Like many organisations, Essex County Council (ECC) faced challenges with its intranet. Some employees struggled to access resources and others struggled to find what they needed when they needed it to perform their jobs.
Cyber-Duck was brought on board to work in close partnership with ECC’s service transformation team to develop a deep understanding of intranet users right across the organisation. Who they are, and what resources and information did they need? Our user experience discovery, completed in-line with GOV.UK service standards, took place over 10 weeks and combined qualitative/quantitative research methods to answer these questions; to understand how the current intranet was and was not meeting user needs, to identify the assumptions to test through the subsequent alpha phase.
What we did
The best intranets are not a storage space, but a ‘hivemind’. They’re a crucial internal communication channel. With the correct approach, they become a one-stop-shop: linking departments and people that might otherwise struggle to come together.
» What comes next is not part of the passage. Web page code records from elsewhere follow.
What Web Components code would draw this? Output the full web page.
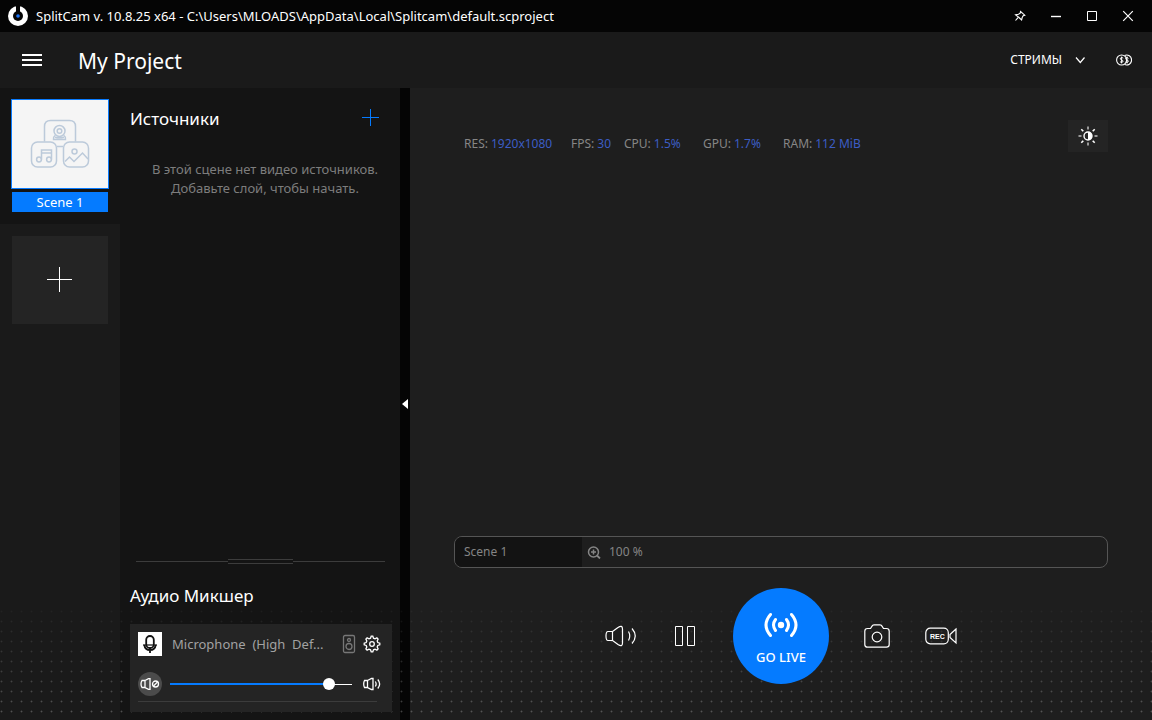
<!DOCTYPE html>
<html lang="ru">
<head>
<meta charset="utf-8">
<title>SplitCam</title>
<style>
html, body { margin: 0; height: 100%; background: #1e1e1e; }
body { font-family: "Noto Sans", "Open Sans", sans-serif; font-size: 13px; color: #fff; }
</style>
</head>
<body>
<split-app></split-app>
<script>
const BASE = `
*, *::before, *::after { box-sizing: border-box; }
button { font: inherit; color: inherit; background: none; border: 0; padding: 0; margin: 0; cursor: pointer; display: flex; align-items: center; justify-content: center; }
h1, h2, p { margin: 0; font-weight: 400; }
svg { display: block; flex: none; fill: none; stroke: currentColor; }
`;
function define(name, css, html) {
  const template = document.createElement('template');
  template.innerHTML = `<style>${BASE}${css}</style>${html}`;
  customElements.define(name, class extends HTMLElement {
    constructor() {
      super();
      this.attachShadow({ mode: 'open' }).append(template.content.cloneNode(true));
    }
  });
}

define('title-bar', `
:host { display: flex; align-items: center; height: 32px; padding: 0 6px 0 8px; background: #050505; }
h1 { flex: 1; margin-left: 8px; font-size: 13px; line-height: 20px; white-space: nowrap; }
button { width: 36px; height: 32px; }
`, `
<svg width="20" height="20" viewBox="0 0 20 20" stroke="none" style="stroke:none" aria-hidden="true"><circle cx="10" cy="10" r="10" fill="#fff"/><path d="M8 0h4v8h-4z" fill="#050505"/><circle cx="10" cy="10" r="5" fill="#050505"/><circle cx="10" cy="10" r="1.800" fill="#1d74f5"/></svg>
<h1><slot></slot></h1>
<button aria-label="Закрепить"><svg width="12" height="12" viewBox="0 0 12 12" stroke-width="1.1"><path d="M6.500 1.500L10.800 5.200L9.200 5.800L8.200 7.500L7.600 10L5 7.500L1.600 4.800L4.500 4.300L6.200 3.200ZM4 7.600L1.500 10.500"/></svg></button>
<button aria-label="Свернуть"><svg width="12" height="12" viewBox="0 0 12 12"><path d="M1 6.5h10" stroke-width="1.4"/></svg></button>
<button aria-label="Развернуть"><svg width="12" height="12" viewBox="0 0 12 12"><path d="M1.500 1.500h9v9h-9z"/></svg></button>
<button aria-label="Закрыть"><svg width="12" height="12" viewBox="0 0 12 12"><path d="M1.200 1.200l9.600 9.600M10.800 1.200l-9.600 9.600" stroke-width="1.2"/></svg></button>
`);

define('project-bar', `
:host { display: flex; align-items: center; height: 56px; padding: 0 20px 0 22px; background: #1a1a1a; }
h2 { flex: 1; margin-left: 36px; padding-top: 2px; font-size: 21px; line-height: 28px; }
.streams { gap: 12px; font-size: 12px; line-height: 16px; margin-right: 30px; }
`, `
<button aria-label="Меню"><svg width="20" height="14" viewBox="0 0 20 14" stroke-width="2"><path d="M0 2h20M0 7h20M0 12h20"/></svg></button>
<h2><slot></slot></h2>
<button class="streams">СТРИМЫ<svg width="12" height="12" viewBox="0 0 12 12" stroke-width="1.2"><path d="M2 3.500l4.300 5l4.200-5"/></svg></button>
<button aria-label="Донаты"><svg width="16" height="12" viewBox="0 0 16 12" stroke-width="1.1"><circle cx="5.600" cy="6" r="5"/><path d="M8.600 1.400A5 5 0 1 1 8.600 10.600"/><path d="M7.200 4.200C6.400 3.200 4.200 3.400 4.300 4.800C4.400 6.200 7 5.600 7 7.200C7 8.600 4.800 8.700 4 7.600M5.600 2.600v6.800M12.400 4.400C11.800 3.300 9.600 3.400 9.700 4.800C9.800 6.200 12.300 5.600 12.300 7.200C12.300 8.500 10.600 8.700 9.800 7.900M11 2.600v6.800" stroke-width="1"/></svg></button>
`);

define('scene-list', `
:host { display: block; }
.current { padding: 11px 11px 12px; background: #141414; }
.thumb { width: 100%; height: 90px; background: #f5f5f5; border: 1px solid #0a7cff; color: #bccada; }
.name { margin: 3px 1px 0; height: 20px; background: #057bff; text-align: center; font-size: 13px; line-height: 20px; }
.add { margin: 12px 12px 0; width: calc(100% - 24px); height: 88px; background: #242424; }
`, `
<div class="current">
<button class="thumb" aria-label="Scene 1"><svg width="60" height="50" viewBox="0 0 60 50" stroke-width="1.5"><path d="M14.500 22.500V7.500Q14.500 1.500 20.500 1.500H39.500Q45.500 1.500 45.500 7.500V22.500M27 27.500H33"/><rect x="1.500" y="23" width="25" height="25" rx="6"/><rect x="33.500" y="23" width="25" height="25" rx="6"/><circle cx="29.500" cy="12" r="5.500"/><circle cx="29.500" cy="12" r="2.300"/><path d="M25 16.500Q23 18 23.500 20.500H35.500Q36 18 34 16.500M25 18.200Q29.500 19.500 34 18.200"/><circle cx="9" cy="40.500" r="2.400"/><circle cx="19" cy="40.500" r="2.400"/><path d="M11.500 40.500V31H21.500V40.500M11.500 34H21.500"/><circle cx="44.500" cy="32.500" r="2.500"/><path d="M35 42.500L39.500 38L44 42.500L52.500 34L58 40"/></svg></button>
<div class="name">Scene 1</div>
</div>
<button class="add" aria-label="Добавить сцену"><svg width="26" height="26" viewBox="0 0 26 26"><path d="M12.500 0v25M0 12.500h25" stroke-width="1"/></svg></button>
`);

define('source-list', `
:host { display: block; flex: 1; padding: 16px 10px 0; }
header { display: flex; align-items: center; justify-content: space-between; height: 28px; padding-right: 11px; }
h2 { padding-top: 2px; font-size: 17px; line-height: 28px; }
.plus path { stroke: #057bff; }
p { margin: 28px 0 0; padding-left: 10px; text-align: center; font-size: 13px; line-height: 19px; color: #7d7d7d; }
`, `
<header><h2>Источники</h2><button class="plus" aria-label="Добавить источник"><svg width="18" height="18" viewBox="0 0 18 18"><path d="M9.500 0v17M1 8.500h17"/></svg></button></header>
<p>В этой сцене нет видео источников.<br>Добавьте слой, чтобы начать.</p>
`);

define('audio-mixer', `
:host { display: block; padding: 0 8px 8px 10px; }
.grip { display: flex; align-items: center; height: 5px; margin: 0 7px 0 6px; }
.grip::before, .grip::after { content: ""; flex: 1; height: 1px; background: #3c3c3c; }
.grip i { width: 65px; height: 5px; border: solid #3c3c3c; border-width: 1px 0; }
h2 { margin: 18px 0 14px; font-size: 17px; line-height: 28px; }
.card { background: #242424; height: 88px; padding: 8px; }
.row { display: flex; align-items: center; height: 24px; }
.row.level { margin-top: 16px; }
.mic { width: 24px; height: 24px; background: #fff; color: #111; display: grid; place-items: center; }
.label { flex: 1; margin-left: 10px; font-size: 13px; line-height: 20px; color: #a2a2a2; white-space: pre; }
.speaker { color: #777; margin-right: 7px; }
.gear { margin-right: 3px; }
.mute { width: 24px; height: 24px; border-radius: 50%; background: #4b4b4b; }
.vol { margin-right: 3px; }
input { appearance: none; flex: 1; min-width: 0; height: 12px; margin: 0 11px 0 8px; background: linear-gradient(#057bff, #057bff) 0 5px / 90% 2px no-repeat, linear-gradient(#fff, #fff) 0 6px / 100% 1px no-repeat; }
input::-webkit-slider-thumb { appearance: none; width: 12px; height: 12px; border-radius: 50%; background: #fff; }
hr { border: 0; height: 1px; background: #3c3c3c; margin: 5px 7px 0 0; }
`, `
<div class="grip"><i></i></div>
<h2>Аудио Микшер</h2>
<div class="card">
<div class="row">
<span class="mic"><svg width="16" height="20" viewBox="0 0 16 20"><rect x="4.200" y="2" width="7.600" height="12" rx="3.800" stroke-width="1.800"/><path d="M1 11h14" stroke-width="1.200"/><path d="M2.300 11C2.800 14.500 5 16 8 16S13.200 14.500 13.700 11M8 14v5" stroke-width="1.800"/></svg></span>
<label class="label" for="level">Microphone  (High  Def...</label>
<button class="speaker" aria-label="Мониторинг"><svg width="14" height="20" viewBox="0 0 14 20" stroke-width="1.300"><rect x="1.500" y="1.500" width="11" height="17" rx="1.500"/><circle cx="7" cy="6" r="1.500"/><circle cx="7" cy="12.500" r="3"/></svg></button>
<button class="gear" aria-label="Настройки"><svg width="18" height="18" viewBox="0 0 18 18" stroke-width="1.300"><path d="M7.500 3.200L8.200 1.200H9.800L10.500 3.200L12 3.800L13.900 2.900L15.100 4.100L14.200 6L14.800 7.500L16.800 8.200V9.800L14.800 10.500L14.200 12L15.100 13.900L13.900 15.100L12 14.200L10.500 14.800L9.800 16.800H8.200L7.500 14.800L6 14.200L4.100 15.100L2.900 13.900L3.800 12L3.200 10.500L1.200 9.800V8.200L3.200 7.500L3.800 6L2.900 4.100L4.100 2.900L6 3.800Z"/><circle cx="9" cy="9" r="2.300"/></svg></button>
</div>
<div class="row level">
<button class="mute" aria-label="Без звука"><svg width="20" height="14" viewBox="0 0 20 14" stroke-width="1.300"><path d="M5 3.500H2Q1 5 1 7T2 10.500H5M5 3.500V10.500L8.500 12.300H10V1.700H8.500L5 3.500"/><circle cx="15.500" cy="7" r="3"/><path d="M13.500 9l4-4"/></svg></button>
<input id="level" type="range" min="0" max="100" value="90">
<button class="vol" aria-label="Громкость"><svg width="18" height="14" viewBox="0 0 18 14" stroke-width="1.300"><path d="M4.500 3.500H1.500Q.7 5 .7 7T1.500 10.500H4.500M4.500 3.500V10.500L8.500 12.500H10V1.500H8.500L4.500 3.500M12.300 4.500Q14 7 12.300 9.500M14.800 2.500Q18.500 7 14.800 11.500"/></svg></button>
</div>
<hr>
</div>
`);

define('panel-divider', `
:host { display: grid; place-items: center; }
button { width: 10px; height: 32px; }
svg { fill: #fff; stroke: none; }
`, `<button aria-label="Свернуть панель"><svg width="6" height="10" viewBox="0 0 6 10"><path d="M6 0v10L0 5z"/></svg></button>`);

define('stage-stats', `
:host { display: flex; align-items: flex-start; justify-content: space-between; }
dl { display: grid; grid-template-columns: 107px 53px 79px 80px auto; margin: 16px 0 0 10px; font-size: 12px; line-height: 16px; color: #868686; white-space: nowrap; }
dl div { display: flex; gap: 3px; }
dd { margin: 0; color: #3c5dc4; }
button { width: 40px; height: 32px; background: #242424; }
`, `
<dl>
<div><dt>RES:</dt><dd>1920x1080</dd></div>
<div><dt>FPS:</dt><dd>30</dd></div>
<div><dt>CPU:</dt><dd>1.5%</dd></div>
<div><dt>GPU:</dt><dd>1.7%</dd></div>
<div><dt>RAM:</dt><dd>112 MiB</dd></div>
</dl>
<button aria-label="Яркость"><svg width="20" height="20" viewBox="0 0 20 20"><circle cx="10" cy="10" r="4" stroke-width="1.400"/><path d="M10 6a4 4 0 0 1 0 8z" fill="#fff" stroke="none"/><path d="M10 .5v3M10 16.500v3M.5 10h3M16.500 10h3" stroke="#999" stroke-width="2"/><path d="M3.300 3.300l2 2M14.700 14.700l2 2M3.300 16.700l2-2M14.700 5.300l2-2" stroke-width="1.600"/></svg></button>
`);

define('scene-bar', `
:host { display: flex; align-items: stretch; height: 32px; border: 1px solid #555; border-radius: 8px; overflow: hidden; font-size: 12px; line-height: 30px; color: #858585; }
.name { width: 127px; padding-left: 9px; background: #131313; }
.zoom { gap: 8px; padding-left: 5px; }
`, `
<div class="name">Scene 1</div>
<button class="zoom"><svg width="14" height="14" viewBox="0 0 14 14" stroke-width="1.500"><circle cx="6.500" cy="7" r="5"/><path d="M6.500 4.500v5M4 7h5"/><path d="M10 10.500l3 3" stroke-width="1.800"/></svg>100 %</button>
`);

define('stage-controls', `
:host { display: flex; align-items: center; justify-content: center; gap: 32px; }
button { width: 32px; height: 32px; }
.live { flex-direction: column; width: 96px; height: 96px; border-radius: 50%; background: #057bff; font-size: 13px; line-height: 18px; font-weight: 500; }
.live svg { margin: 5px 0 10px; }
text { font: 700 7px "Liberation Sans", sans-serif; fill: #fff; stroke: none; }
`, `
<button aria-label="Громкость"><svg width="32" height="24" viewBox="0 0 32 24" stroke-width="1.200"><path d="M7.500 7.500H3Q1 7.500 1 12T3 16.500H7.500M7.500 7.500V16.500L13 20.500Q17.500 23.500 17.500 19V5Q17.500 .5 13 3.500L7.500 7.500M23.500 7.500Q26 12 23.500 16.500M27 4.500Q33.500 12 27 19.500"/></svg></button>
<button aria-label="Пауза"><svg width="20" height="20" viewBox="0 0 20 20"><path d="M.5 .5h7v19h-7zM12.500 .5h7v19h-7z" stroke-width="1"/></svg></button>
<button class="live"><svg width="36" height="26" viewBox="0 0 36 26" stroke-width="3" stroke-linecap="round"><circle cx="18" cy="13" r="3.200" fill="#fff" stroke="none"/><path d="M12.500 7.500Q8.500 13 12.500 18.500M23.500 7.500Q27.500 13 23.500 18.500M7.500 2.500Q-1.500 13 7.500 23.500M28.500 2.500Q37.500 13 28.500 23.500"/></svg>GO LIVE</button>
<button aria-label="Снимок"><svg width="26" height="24" viewBox="0 0 26 24" stroke-width="1.200"><path d="M3.500 4.500H6.500L8 2.200Q8.500.8 10 .8H16Q17.500.8 18 2.200L19.500 4.500H22.500Q25.200 4.500 25.200 7.200V20.500Q25.200 23.200 22.500 23.200H3.500Q.8 23.200.8 20.500V7.200Q.8 4.500 3.500 4.500Z"/><circle cx="13" cy="13" r="4.800"/></svg></button>
<button aria-label="Запись"><svg width="32" height="18" viewBox="0 0 32 18" stroke-width="1.200"><rect x=".8" y="1.200" width="22.500" height="15.600" rx="4.500"/><path d="M31 2L25 7.500V10.500L31 16Z"/><text x="5" y="12">REC</text></svg></button>
`);

define('live-stage', `
:host { display: flex; flex-direction: column; padding: 32px 44px 36px; min-width: 0; }
.view { flex: 1; }
scene-bar { margin-bottom: 20px; }
`, `<stage-stats></stage-stats><div class="view"></div><scene-bar></scene-bar><stage-controls></stage-controls>`);

define('split-app', `
:host { display: flex; flex-direction: column; min-height: 100vh; }
main { position: relative; flex: 1; display: grid; grid-template-columns: 120px 280px 10px 1fr; background: linear-gradient(90deg, #1a1a1a 120px, #141414 120px 400px, #050505 400px 410px, #1e1e1e 410px); }
.dots { position: absolute; inset: auto 0 0 0; height: 110px; pointer-events: none; mask-image: linear-gradient(rgb(0 0 0 / .15), #000); }
.dots svg { width: 100%; height: 100%; }
.side { display: flex; flex-direction: column; }
scene-list, .side, panel-divider, live-stage { position: relative; }
`, `
<title-bar>SplitCam v. 10.8.25 x64 - C:\\Users\\MLOADS\\AppData\\Local\\Splitcam\\default.scproject</title-bar>
<project-bar>My Project</project-bar>
<main>
<div class="dots"><svg aria-hidden="true"><defs><pattern id="grid" width="10" height="10" patternUnits="userSpaceOnUse"><path d="M1 1h1v1h-1z" fill="#fff" fill-opacity=".26" stroke="none"/><path d="M0 1h1v1h-1zM2 1h1v1h-1zM1 0h1v1h-1zM1 2h1v1h-1z" fill="#fff" fill-opacity=".1" stroke="none"/></pattern></defs><rect width="100%" height="100%" fill="url(#grid)" stroke="none"/></svg></div>
<scene-list></scene-list>
<div class="side"><source-list></source-list><audio-mixer></audio-mixer></div>
<panel-divider></panel-divider>
<live-stage></live-stage>
</main>
`);
</script>
</body>
</html>
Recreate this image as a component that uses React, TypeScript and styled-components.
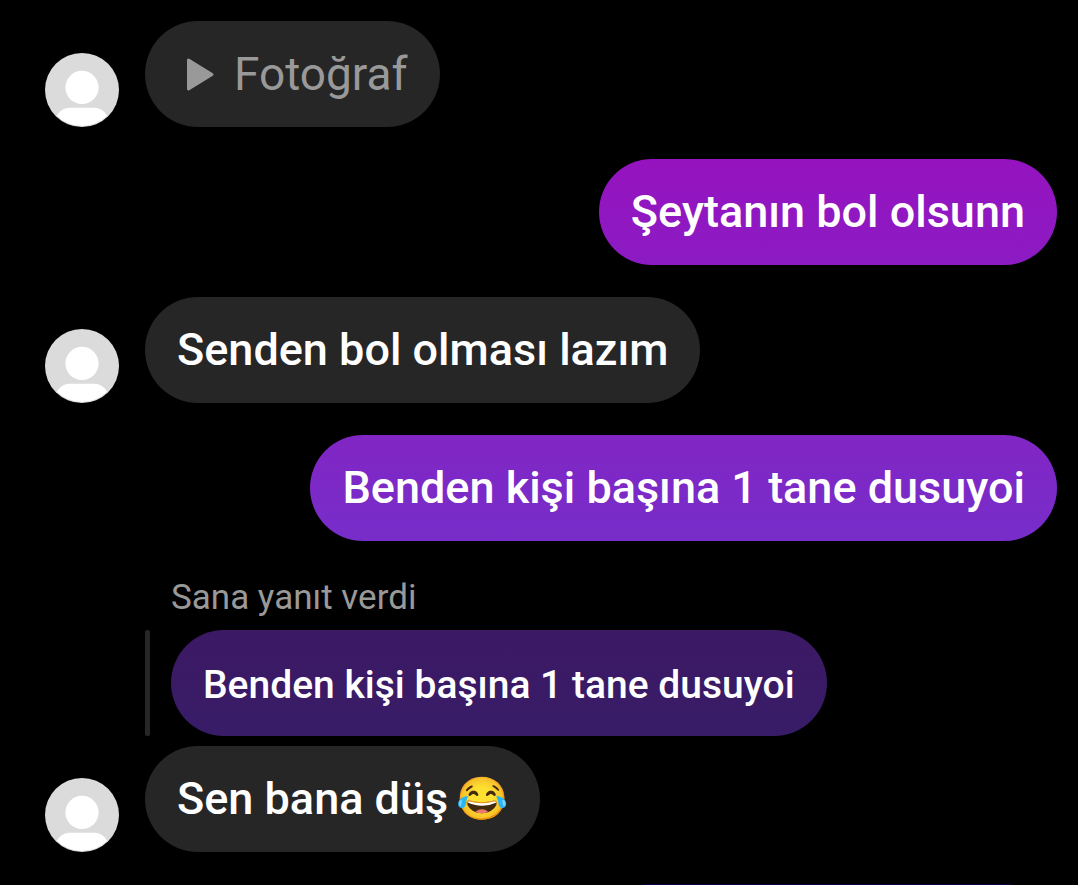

ECC had a disparate intranet spread across multiple websites/platforms. For their 8,000 employees, information was difficult to access and find. Ultimately, it had lost its status as a reliable information source. Accelerated by the pandemic and adoption of remote-working, the lack of dissemination of information risked wider-scale issues for ECC.
Before committing to building a service/product, it is always best-practice to generate a deep understanding of the problem that needs to be solved. ECC needed to partner with an agency that specialised in inclusive design and would, importantly, be open to working with their researchers as a blended partnership.
Cyber-Duck was more than happy to do just that. With ECC’s own UX expertise and subject-matter-experts, we formed a multi-disciplinary team to tackle this issue, we conducted a 10-week Discovery. Our objectives were to:
Understand who uses the intranet and how? What do users need? Where are the current pain points?
Create a set of insights, that could drive potential solutions to be tested in an alpha phase for a more accessible and intuitive intranet experience, that works for all employees and council workers/partners
Landscape, audit and survey analysis
We kicked-off with a joint workshop between ECC and Cyber-Duck that established a shared understanding of the project goals, risks, and proto-needs of ECC’s users. During this, we explored a first take on what’s going well; what could be improved; and what hasn’t worked well in the past for the intranet.
Our team first took the time to establish the best tools/rituals to run the project, in an agile way. We encountered initial challenges around the best meeting rhythm and access to ECC’s intranet. By collaborating closely, we found workarounds to quickly solve these challenges; for example, ECC enabled screen-sharing so we could explore their existing Intranet.
We used this access to audit the ECC intranet, which consolidated our initial understanding from our early immersion workshops. This established common issues – such as ‘tool overload’ and ‘access’ to be explored further through user research.
We ran two surveys – with two branches of ECC staff – and conducted thematic analysis of 400+ responses. This raised more challenges, such as the lack of an overall ‘map’ of what content the intranet contained.
Cyber-Duck presented a final discovery playbook to ECC Council which we had worked on in true blended collaboration with their research team. It combined data from qualitative user research alongside quantitative analysis of data from Google Analytics and HotJar to deeply understand employees’ needs, with regards to the intranet.
Together, we expanded upon the brief by diagrammatically exploring the intranet not only as a core system, but how it interacted with their entire ecosystem. We drew key user journeys for each persona type.
Overall, we provided a summary of the research completed and even identified some ‘quick wins’ (e.g. content audit) that could be started immediately. Our discovery playbook explored and evaluated some ideas that would be taken to Alpha, for further development.
For instance, we analysed what a truly open and public information and resource platform might look like; we thought a well-structured, unified, and inclusive platform might enable knowledge-sharing with other councils, residents interested in joining the organisations, and increase employee satisfaction.
Lastly, we provided design principles for Alpha: ensuring that Discovery drove future design/development decisions. An example of this was Inclusivity: promoting equal access of information and resources to all employees, breaking down barriers that some employees currently face.
Our senior UX designer Fabiola worked closely with ECC’s user researcher Narelle Ong to develop a strong business case for the alpha, which allowed ECC to secure funding for the next phase. In November 2021, Fabiola and Narelle used the experience as the basis for an inspiring talk at UCD Gathering, an event for user-centred design and research practitioners, entitled “From Tension to Trust: How to Form a Partnership That Works”.
ECC wrote a fascinating blog about their experience working on the intranet discovery with us; we were pleased to find out that the “greatest benefit was the human connection we made, as a group of people working towards a common goal.
By adapting how we worked together throughout the discovery, we found ourselves better equipped to meet deadlines, to work more efficiently and deliver within budget. We also delivered comprehensive and sound research that provided a clear direction for the next phase of work, which will lead to better work-based resources for ECC employees.”